• _PROBLEM STATEMENT_
In the data, extract each line that holds the string "this".

• _AVAILABLE DATA_
* * * * * * * * *

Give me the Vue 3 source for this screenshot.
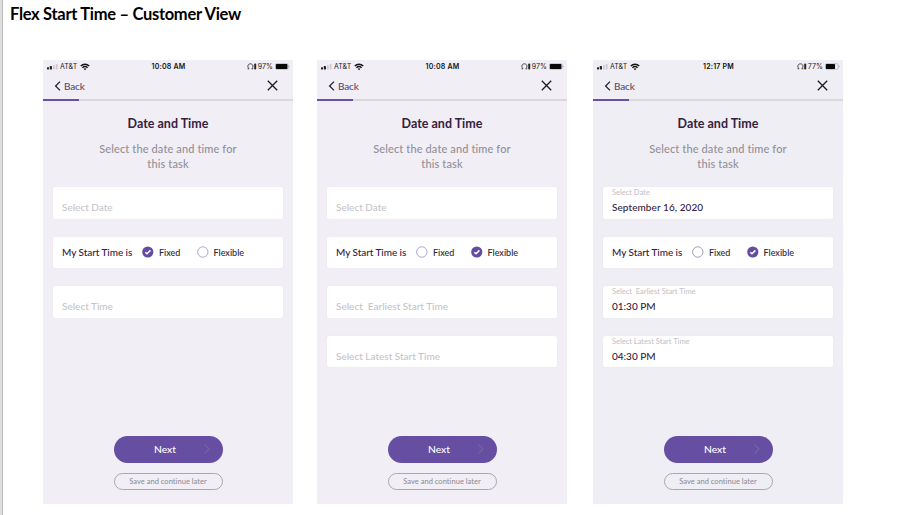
<script setup>
const screens = [
  {
    time: '10:08 AM', battery: 97, tone: 'lilac', choice: 'Fixed',
    date: { label: 'Select Date', value: '' },
    times: [{ label: 'Select Time', value: '' }],
  },
  {
    time: '10:08 AM', battery: 97, tone: 'lilac', choice: 'Flexible',
    date: { label: 'Select Date', value: '' },
    times: [
      { label: 'Select\u00a0 Earliest Start Time', value: '' },
      { label: 'Select Latest Start Time', value: '' },
    ],
  },
  {
    time: '12:17 PM', battery: 77, tone: 'grey', choice: 'Flexible',
    date: { label: 'Select Date', value: 'September 16, 2020' },
    times: [
      { label: 'Select\u00a0 Earliest Start Time', value: '01:30 PM' },
      { label: 'Select Latest Start Time', value: '04:30 PM' },
    ],
  },
]
const options = ['Fixed', 'Flexible']
</script>

<template>
  <div class="page">
    <h1 class="title">Flex Start Time – Customer View</h1>
    <div class="screens">
      <section v-for="(s, i) in screens" :key="i" class="phone" :class="s.tone">
        <div class="status">
          <div class="carrier">
            <svg class="signal" viewBox="0 0 11 6" width="11" height="6">
              <rect x="0" y="3.2" width="2" height="2.3" rx=".4" fill="#222" />
              <rect x="2.8" y="2" width="2.2" height="3.5" rx=".4" fill="#222" />
              <rect x="6" y="1" width="1.7" height="4.5" rx=".4" fill="#cbc9d0" />
              <rect x="8.8" y="0" width="1.7" height="5.5" rx=".4" fill="#cbc9d0" />
            </svg>
            <span class="net">AT&amp;T</span>
            <svg class="wifi" viewBox="0 0 10 8" width="10" height="8" fill="none" stroke="#161616">
              <path d="M.8 3C3.2.6 6.8.6 9.2 3" stroke-width="1.5" />
              <path d="M2.4 4.8C3.9 3.4 6.1 3.4 7.6 4.8" stroke-width="1.4" />
              <path d="M3.6 5.8Q5 4.8 6.4 5.8L5 7.3Z" fill="#161616" stroke="none" />
            </svg>
          </div>
          <span class="clock">{{ s.time }}</span>
          <div class="power">
            <svg viewBox="0 0 10 7" width="10" height="7" fill="none" stroke="#222">
              <path d="M1.7 5.6C-.1 3 1.3.8 3.4.8S6.9 3 5.1 5.6" stroke-width=".8" />
              <path d="M.6 5.8H2.2M4.6 5.8H6.2" stroke-width=".8" />
              <rect x="7.4" y=".8" width="1.6" height="5.4" rx=".4" fill="#222" stroke-width=".4" />
            </svg>
            <span class="pct">{{ s.battery }}%</span>
            <svg class="batt" viewBox="0 0 15 7" width="15" height="7">
              <rect x=".4" y=".7" width="12.8" height="5.6" rx="1.3" fill="none" stroke="#a3a1a8" stroke-width=".6" />
              <rect x=".9" y="1" :width="11.9 * s.battery / 100" height="5" rx=".8" fill="#080808" />
              <path d="M13.8 2.4Q15.2 3.5 13.8 4.6Z" fill="#8f8d94" />
            </svg>
          </div>
        </div>

        <div class="nav">
          <div class="back">
            <svg viewBox="0 0 7 10" width="7" height="10" fill="none" stroke="#27222d" stroke-width="1.3">
              <path d="M6 .6L1.6 5L6 9.4" />
            </svg>
            <span>Back</span>
          </div>
          <svg viewBox="0 0 11 11" width="11" height="11" stroke="#1d1b20" stroke-width="1.3">
            <path d="M.8.8L10.2 10.2M10.2.8L.8 10.2" />
          </svg>
        </div>
        <div class="progress"><div class="done"></div></div>

        <h2 class="heading">Date and Time</h2>
        <p class="sub">Select the date and time for<br />this task</p>

        <div class="form">
          <div class="field" :class="{ filled: s.date.value }">
            <span class="label">{{ s.date.label }}</span>
            <span v-if="s.date.value" class="value date">{{ s.date.value }}</span>
          </div>
          <div class="field choice">
            <span class="question">My Start Time is</span>
            <div v-for="o in options" :key="o" class="option" :class="o.toLowerCase()">
              <svg viewBox="0 0 12 12" width="12" height="12" fill="none">
                <template v-if="o === s.choice">
                  <circle cx="5.8" cy="6" r="5.6" fill="#644ca2" />
                  <path d="M3.3 6.2L5 7.8L8.4 4.4" stroke="#fff" stroke-width="1.5" />
                </template>
                <circle v-else class="ring" cx="5.8" cy="6" r="5.2" stroke-width=".9" />
              </svg>
              <span>{{ o }}</span>
            </div>
          </div>
          <div v-for="t in s.times" :key="t.label" class="field" :class="{ filled: t.value }">
            <span class="label">{{ t.label }}</span>
            <span v-if="t.value" class="value">{{ t.value }}</span>
          </div>
        </div>

        <div class="actions">
          <button class="next">
            <span>Next</span>
            <svg class="arrow" viewBox="0 0 6 10" width="6" height="10" fill="none" stroke="#76689b" stroke-width="1.1">
              <path d="M.6.6L5 5L.6 9.4" />
            </svg>
          </button>
          <button class="later">Save and continue later</button>
        </div>
      </section>
    </div>
  </div>
</template>

<style>
body { background: #fff; overflow: hidden; }
</style>

<style scoped>
.page {
  box-sizing: border-box;
  width: 914px;
  height: 515px;
  border-left: 2px solid #dedede;
  box-shadow: inset 1px 0 #bdbdbd;
  font-family: Lato, "Liberation Sans", sans-serif;
  font-variant-ligatures: none;
  font-weight: 500;
  color: #34213f;
}
.title {
  box-sizing: border-box;
  margin: 0;
  padding: 4px 0 0 8px;
  height: 60px;
  font-size: 16.5px;
  line-height: 20px;
  font-weight: 700;
  letter-spacing: -.3px;
  color: #000;
  white-space: nowrap;
}
.screens {
  display: grid;
  grid-template-columns: 274px 276px 250px;
  padding-left: 41px;
}
.phone {
  display: flex;
  flex-direction: column;
  width: 250px;
  height: 444px;
  background: #f1eef6;
}
.phone.grey { background: #efeef4; }
.status {
  display: grid;
  grid-template-columns: 1fr auto 1fr;
  align-items: center;
  height: 13px;
  padding: 0 3px 0 4px;
  font-family: Inter, "Liberation Sans", sans-serif;
  font-size: 7px;
  line-height: 13px;
  font-weight: 400;
  color: #222;
  white-space: nowrap;
}
.carrier, .power { display: flex; align-items: center; }
.net { margin: 0 3px 0 2px; }
.clock { font-weight: 600; letter-spacing: .2px; color: #111; }
.power { justify-content: flex-end; }
.pct { margin: 0 2px 0 1px; letter-spacing: .1px; }
.nav {
  display: flex;
  align-items: center;
  justify-content: space-between;
  height: 26px;
  padding: 0 15.5px 1px 11px;
  box-sizing: border-box;
}
.back { display: flex; align-items: center; gap: 3px; font-size: 10px; line-height: 12px; letter-spacing: -.15px; color: #5d4a69; }
.progress { height: 2px; background: #dad8dc; }
.done { width: 36px; height: 100%; background: #6750a6; }
.heading {
  margin: 15px 0 0;
  font-size: 12.5px;
  line-height: 16px;
  font-weight: 700;
  text-align: center;
}
.sub {
  margin: 9px 0 0;
  font-size: 11px;
  line-height: 15px;
  letter-spacing: .12px;
  color: #929097;
  text-align: center;
}
.form { display: flex; flex-direction: column; gap: 18px; padding: 16px 10px 0; }
.field {
  box-sizing: border-box;
  height: 31.5px;
  padding: 14px 9px 0;
  background: #fff;
  border-radius: 2px;
  box-shadow: 0 0 1px #dddae2;
  font-size: 10px;
  line-height: 13px;
  white-space: nowrap;
}
.label { display: block; color: #c6c4ca; }
.filled { padding-top: 0; }
.filled .label { font-size: 7.5px; line-height: 11px; letter-spacing: -.02px; }
.value { display: block; line-height: 13px; padding-top: 3px; }
.date { letter-spacing: .07px; }
.choice { display: flex; align-items: center; padding: 0 9px; }
.question { width: 80px; letter-spacing: -.06px; }
.option { display: flex; align-items: center; gap: 5px; font-size: 9px; color: #2b2730; }
.fixed { width: 54.5px; }
.ring { stroke: #a79bd0; }
.grey .ring { stroke: #9c94b5; }
.actions {
  display: flex;
  flex-direction: column;
  align-items: center;
  gap: 10px;
  margin-top: auto;
  padding-bottom: 14.5px;
}
.next, .later {
  box-sizing: border-box;
  width: 109px;
  padding: 0;
  font-family: inherit;
  font-weight: 500;
}
.next {
  display: grid;
  grid-template-columns: 1fr auto 1fr;
  align-items: center;
  height: 26.5px;
  padding: 0 13px 0 7px;
  border: 0;
  border-radius: 14px;
  background: #664ea3;
  color: #fff;
  font-size: 10.3px;
}
.next span { grid-column: 2; }
.arrow { justify-self: end; }
.later {
  height: 17px;
  border: 1px solid #aaa8ae;
  border-radius: 9px;
  background: transparent;
  color: #929097;
  font-size: 7.5px;
  line-height: 15px;
  letter-spacing: .03px;
}
</style>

* * * * * * * * *

• _FULL SOLUTION_
Give me the Vue 3 source for this screenshot.
        <p class="sub">Select the date and time for<br />this task</p>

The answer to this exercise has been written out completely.